“We must abandon the politically and psychologically loaded idea that the Anthropocene is a great crime against nature,” says James Lovelock, creator of Gaia theory –Earth-as-superorganism– who argues that the Anthropocene era of human influence over the planet is coming to an end and that an age of superintelligent beings is about to begin. “The truth is that, despite being associated with mechanical things, the Anthropocene is a consequence of life on Earth. It is a product of evolution; it is an expression of nature.”
“I think we’re forging ahead into the post-Anthropocene, into the Novacene,” says Lovelock in an interview with New Scientist. “I think the chemical-physical type of humanity has had its time. We’ve mucked about with the planet and we’re moving towards a systems type of thing, [a future species] running on cybernetics. The great thing is that if you run your systems on electronics or optical devices, they’re up to 10,000 times faster than what we’ve got at the moment, and this opens up enormous possibilities.
“The biological won’t necessarily vanish completely,” he adds, “but it will be of less fundamental importance.”
“Assuming that the Novacene system comes in, and it may have already started,” Lovelock says, “its capacity for thinking will be 10,000 times, at least, faster than ours. It could be as much as a million times faster. I don’t have doubts about survival. Look what we’ve done by increasing our intelligence. Perhaps I’m slightly religious, but I think the whole of the live part of the universe, which is mostly us and things [on Earth], is working through its existence. We’ll just have to wait and see what happens.”

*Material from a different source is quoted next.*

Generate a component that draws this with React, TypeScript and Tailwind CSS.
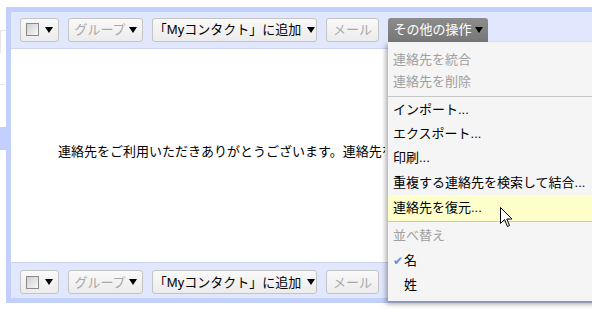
import React from 'react';

const font = { fontFamily: '"Liberation Sans", "Noto Sans CJK JP", sans-serif' };

const Caret = ({ color = '#000' }: { color?: string }) => (
  <svg width="8" height="6" viewBox="0 0 8 6" className="shrink-0">
    <path d="M0 0 H8 L4 6 Z" fill={color} />
  </svg>
);

const Btn: React.FC<{ w: string; children: React.ReactNode; dim?: boolean }> = ({ w, children, dim }) => (
  <div
    className={`${w} h-6 shrink-0 flex items-center justify-center gap-[3px] rounded-[3px] border border-[#c4c4c4] bg-gradient-to-b from-[#f9f9f9] to-[#ececec] text-[13px] leading-none ${dim ? 'text-[#a8a8a8]' : 'text-black'}`}
  >
    {children}
  </div>
);

const Toolbar: React.FC<{ withMore?: boolean }> = ({ withMore }) => (
  <>
    <Btn w="w-[39px]">
      <span className="w-[13px] h-[13px] border border-[#8a8a8a] bg-gradient-to-br from-[#cfcfcf] to-[#f8f8f8]" />
      <span className="ml-[3px]"><Caret /></span>
    </Btn>
    <Btn w="w-[75px]" dim>
      グループ<Caret />
    </Btn>
    <Btn w="w-[165px]">
      「Myコンタクト」に追加 <span className="ml-[3px]"><Caret /></span>
    </Btn>
    <Btn w="w-[53px]" dim>
      メール
    </Btn>
    {withMore && (
      <div className="relative shrink-0">
        <div className="w-[100px] h-6 flex items-center justify-center gap-[3px] rounded-t-[3px] bg-gradient-to-b from-[#8c8c8c] to-[#777] text-white text-[13px] leading-none">
          その他の操作<Caret />
        </div>
        <MoreMenu />
      </div>
    )}
  </>
);

const Item: React.FC<{ h?: string; dim?: boolean; hot?: boolean; children: React.ReactNode }> = ({ h = 'h-6', dim, hot, children }) => (
  <div className={`${h} flex items-center pl-[5px] whitespace-nowrap ${dim ? 'text-[#a0a0a0]' : 'text-black'} ${hot ? 'bg-[#ffffcc]' : ''}`}>
    {children}
  </div>
);

const MoreMenu = () => (
  <div className="absolute left-0 top-full z-10 w-[230px] bg-[#f5f5f5] pt-[7px] pb-[4px] text-[13px] leading-none shadow-[-2px_3px_5px_rgba(0,0,0,0.35)]">
    <Item h="h-[22px]" dim>連絡先を統合</Item>
    <Item h="h-[22px]" dim>連絡先を削除</Item>
    <div className="mt-[3px] mb-px h-px bg-[#c8c8c8]" />
    <Item>インポート...</Item>
    <Item>エクスポート...</Item>
    <Item>印刷...</Item>
    <Item h="h-[25px]">重複する連絡先を検索して結合...</Item>
    <Item h="h-[26px]" hot>連絡先を復元...</Item>
    <div className="h-px bg-[#c8c8c8]" />
    <Item h="h-[27px]" dim>並べ替え</Item>
    <Item>
      <span className="w-[11px] text-[#5b8eef] text-[12px]">✔</span>名
    </Item>
    <Item>
      <span className="w-[11px]" />姓
    </Item>
  </div>
);

const Cursor = () => (
  <svg width="13" height="21" viewBox="0 0 13 21" className="absolute left-[500px] top-[207px] z-20">
    <path d="M0.5 0.5 V16.5 L4.5 12.5 L7.5 19.5 L9.5 18.5 L6.8 12 H12 Z" fill="#fff" stroke="#000" strokeWidth="1" strokeLinejoin="round" />
  </svg>
);

export default function App() {
  return (
    <div className="relative w-[592px] h-[315px] overflow-hidden bg-white pt-[7px]" style={font}>
      <div className="flex">
        {/* remnants of the page behind */}
        <div className="w-[6px] shrink-0 flex flex-col">
          <div className="h-[23px]" />
          <div className="h-[23px] border-t border-l border-[#e6e6e6]" />
          <div className="h-[31px]" />
          <div className="h-px bg-[#e6e6e6]" />
          <div className="h-[42px]" />
          <div className="h-[23px] bg-[#c3cffc]" />
        </div>

        <div className="w-[600px] shrink-0 border-[5px] border-r-0 border-[#c3cffc] flex flex-col">
          <div className="h-[37px] bg-[#e1e8fd] border-b border-[#cbd5f0] flex items-center pl-[9px] pb-px gap-[9px]">
            <Toolbar withMore />
          </div>

          <div className="h-[213px] bg-white pl-[47px] pt-[95px]">
            <div className="w-[327px] overflow-hidden text-[13px] leading-[16px] text-black whitespace-nowrap">
              連絡先をご利用いただきありがとうございます。連絡先を簡単に管理できます。
            </div>
          </div>

          <div className="h-[36px] bg-[#e1e8fd] border-t border-[#cbd5f0] flex items-start pt-[7px] pl-[9px] gap-[9px]">
            <Toolbar />
          </div>
        </div>
      </div>
      <Cursor />
    </div>
  );
}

The Gaia hypothesis will save us from a godlike AI, if such can be created, if it escapes the “box” and assumes control of energy grids, transport and weapons, because the machines will realize that they need organic life to keep the planet at a habitable temperature. Even electronic life, he observes, could not survive on an Earth that veered into runaway global warming.
So, Lovelock argues, it will suit the robots to keep humans around, reports The Guardian. We might even be happier, he says quoting the American writer Richard Brautigan writing in 1967, when we are “all watched over / by machines of loving grace”.
“My last word on the Anthropocene,” Lovelock writes, “is a shout of joy, joy at the colossal expansion of our knowledge of the world and the cosmos that this age has produced.”